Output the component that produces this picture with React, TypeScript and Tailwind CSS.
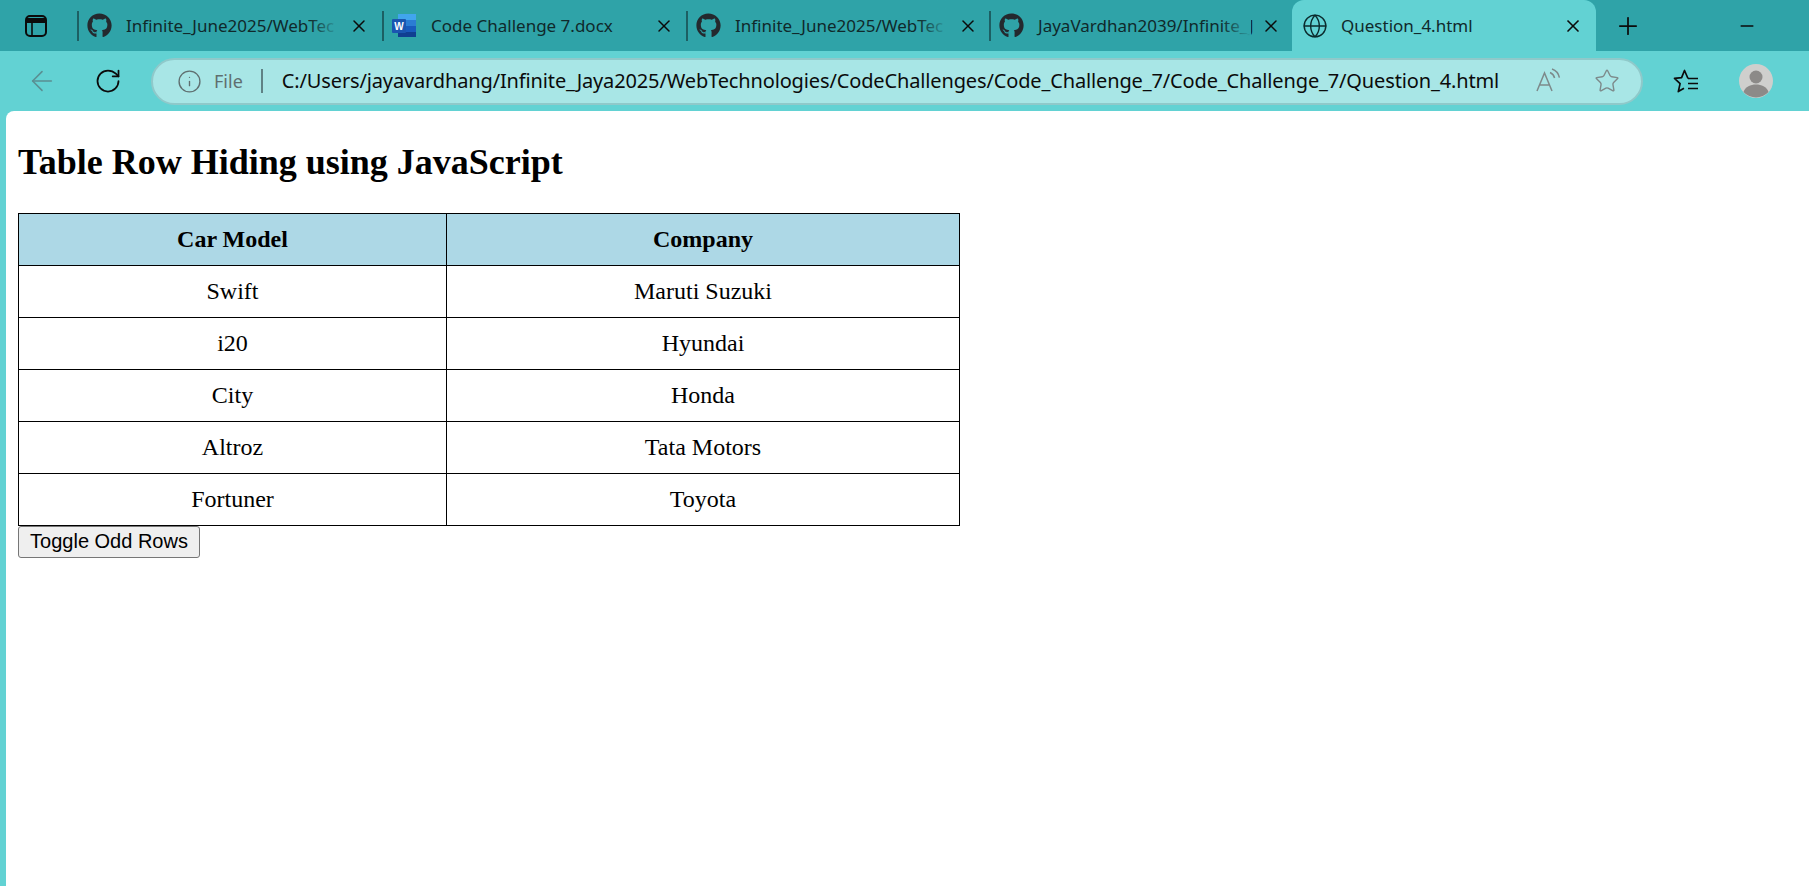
import React from 'react';
import { FaGithub } from 'react-icons/fa';
import { ArrowLeft, Globe, Info, Minus, Plus, RotateCw, Star, X } from 'lucide-react';

const uiFont = { fontFamily: '"Noto Sans", "Open Sans", sans-serif' };

const rows = [
  ['Swift', 'Maruti Suzuki'],
  ['i20', 'Hyundai'],
  ['City', 'Honda'],
  ['Altroz', 'Tata Motors'],
  ['Fortuner', 'Toyota'],
];

const WordIcon = () => (
  <svg width="25" height="25" viewBox="0 0 25 25">
    <rect x="6" y="1" width="18" height="6" fill="#41a5ee" />
    <rect x="6" y="7" width="18" height="6" fill="#2b7cd3" />
    <rect x="6" y="13" width="18" height="6" fill="#185abd" />
    <rect x="6" y="19" width="18" height="5" fill="#103f91" />
    <rect x="0" y="6" width="14" height="14" rx="1" fill="#1a56b0" />
    <text x="7" y="17" textAnchor="middle" fill="#fff" fontSize="10" fontWeight="700" fontFamily="Liberation Sans, sans-serif">W</text>
  </svg>
);

const PanelIcon = () => (
  <svg width="24" height="24" viewBox="0 0 24 24" fill="none" stroke="#0b0b0b" strokeWidth="2">
    <rect x="2" y="2" width="20" height="20" rx="4" />
    <path d="M2.5 6.5h19" strokeWidth="5" />
    <path d="M8 8v14" strokeWidth="1.6" />
  </svg>
);

const ReadAloudIcon = () => (
  <svg width="26" height="26" viewBox="0 0 26 26" fill="none" stroke="#7d8a8b" strokeWidth="1.5">
    <path d="M2 23 9.5 5 17 23M4.8 17h9.6" />
    <path d="M15 4.5c2.5 1 4 3 4.6 5.5M17 1c4 1.4 6.6 4.6 7.4 8.6" />
  </svg>
);

const FavoritesIcon = () => (
  <svg width="26" height="26" viewBox="0 0 26 26" fill="none" stroke="#0b0b0b" strokeWidth="1.7" strokeLinejoin="round">
    <path d="M15 10.5 11.5 2.5 8.6 9.6 1.5 10.4l5.6 5.2-1.8 8 5.7-3.4" />
    <path d="M15 10.5h10M15 15.5h10M15 20.5h10" />
  </svg>
);

const Avatar = () => (
  <svg width="34" height="34" viewBox="0 0 34 34">
    <circle cx="17" cy="17" r="17" fill="#cfcfcd" />
    <circle cx="17" cy="13" r="6.5" fill="#8c8a88" />
    <path d="M4.5 28c2-5.5 7-7.5 12.5-7.5S27.5 22.5 29.5 28a17 17 0 0 1-25 0Z" fill="#8c8a88" />
  </svg>
);

const Tab = ({ icon, title, width, fade = true }: { icon: React.ReactNode; title: string; width: string; fade?: boolean }) => (
  <div className={`relative flex h-full shrink-0 items-center ${width}`}>
    <div className="h-[30px] w-[2px] shrink-0 bg-[#1c5f63]" />
    <div className="ml-[8px] flex w-[25px] shrink-0 items-center justify-center">{icon}</div>
    <div className="ml-[14px] w-[212px] whitespace-nowrap text-[17px] text-[#10292b]">{title}</div>
    {fade && <div className="absolute left-[232px] top-0 h-full w-[30px] bg-gradient-to-r from-transparent to-[#2fa3a8]" />}
    <X size={20} strokeWidth={1.8} className="absolute left-[272px] text-[#0b0b0b]" />
  </div>
);

export default function App() {
  return (
    <div className="flex h-[886px] w-[1809px] flex-col overflow-hidden bg-[#62d2d3]">
      <div className="flex h-[51px] shrink-0 items-center bg-[#2fa3a8]" style={uiFont}>
        <div className="flex w-[77px] shrink-0 justify-center pr-[5px]">
          <PanelIcon />
        </div>
        <Tab width="w-[305px]" icon={<FaGithub size={25} color="#24292e" />} title="Infinite_June2025/WebTec" />
        <Tab width="w-[304px]" icon={<WordIcon />} title="Code Challenge 7.docx" fade={false} />
        <Tab width="w-[303px]" icon={<FaGithub size={25} color="#24292e" />} title="Infinite_June2025/WebTec" />
        <Tab width="w-[303px]" icon={<FaGithub size={25} color="#24292e" />} title="JayaVardhan2039/Infinite_J" />
        <div className="relative flex h-full w-[304px] shrink-0 items-center rounded-t-xl bg-[#62d2d3] pl-[10px]">
          <Globe size={26} strokeWidth={1.3} className="text-[#0b2b2d]" />
          <span className="ml-[13px] text-[17px] text-[#10292b]">Question_4.html</span>
          <X size={20} strokeWidth={2} className="absolute left-[271px] text-[#0b0b0b]" />
        </div>
        <Plus size={28} strokeWidth={1.5} className="ml-[18px] text-[#0b0b0b]" />
        <Minus size={20} strokeWidth={1.8} className="ml-[95px] text-[#0b0b0b]" />
      </div>

      <div className="flex h-[60px] shrink-0 items-center" style={uiFont}>
        <ArrowLeft size={32} strokeWidth={1.2} className="ml-[26px] text-[#5a8f92]" />
        <RotateCw size={28} strokeWidth={1.5} className="ml-[36px] text-[#0b0b0b]" />
        <div className="ml-[29px] flex h-[47px] w-[1492px] shrink-0 items-center rounded-full border-2 border-[#8fc9ca] bg-[#a8e6e6]">
          <Info size={25} strokeWidth={1.3} className="ml-[24px] text-[#5f6f70]" />
          <span className="ml-[12px] text-[18px] text-[#5f6f70]">File</span>
          <div className="ml-[18px] h-[24px] w-[2px] bg-[#5f8285]" />
          <span className="ml-[19px] w-[1220px] whitespace-nowrap text-[20px] tracking-[-0.14px] text-[#0b0b0b]">
            C:/Users/jayavardhang/Infinite_Jaya2025/WebTechnologies/CodeChallenges/Code_Challenge_7/Code_Challenge_7/Question_4.html
          </span>
          <div className="ml-[33px]"><ReadAloudIcon /></div>
          <Star size={26} strokeWidth={1.3} className="ml-[33px] text-[#7d8a8b]" />
        </div>
        <div className="ml-[30px]"><FavoritesIcon /></div>
        <div className="ml-[40px]"><Avatar /></div>
      </div>

      <div
        className="ml-[6px] flex-1 rounded-tl-lg bg-white pl-[12px] text-black"
        style={{ fontFamily: '"Liberation Serif", serif' }}
      >
        <h2 className="mt-[31px] text-[36px] font-bold leading-[41px]">Table Row Hiding using JavaScript</h2>
        <table className="mt-[30px] w-[942px] table-fixed border-collapse text-center text-[24px]">
          <colgroup>
            <col className="w-[428px]" />
            <col />
          </colgroup>
          <thead>
            <tr className="h-[52px] bg-[#add8e6]">
              <th className="border border-black pb-[2px] font-bold">Car Model</th>
              <th className="border border-black pb-[2px] font-bold">Company</th>
            </tr>
          </thead>
          <tbody>
            {rows.map(([model, company]) => (
              <tr key={model} className="h-[52px]">
                <td className="border border-black pb-[2px]">{model}</td>
                <td className="border border-black pb-[2px]">{company}</td>
              </tr>
            ))}
          </tbody>
        </table>
        <button
          className="block h-[32px] w-[182px] rounded-[3px] border border-[#767676] bg-[#efefef] pb-[2px] text-[20px] leading-none text-black"
          style={{ fontFamily: '"Liberation Sans", sans-serif' }}
        >
          Toggle Odd Rows
        </button>
      </div>
    </div>
  );
}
################
» Task goal: Quote, exactly and only, the lines from the first line of the data above through the line containing "RotateCw, Star, X". The pictures do not belong in it.

» The response:
Output the component that produces this picture with React, TypeScript and Tailwind CSS.
import React from 'react';
import { FaGithub } from 'react-icons/fa';
import { ArrowLeft, Globe, Info, Minus, Plus, RotateCw, Star, X } from 'lucide-react';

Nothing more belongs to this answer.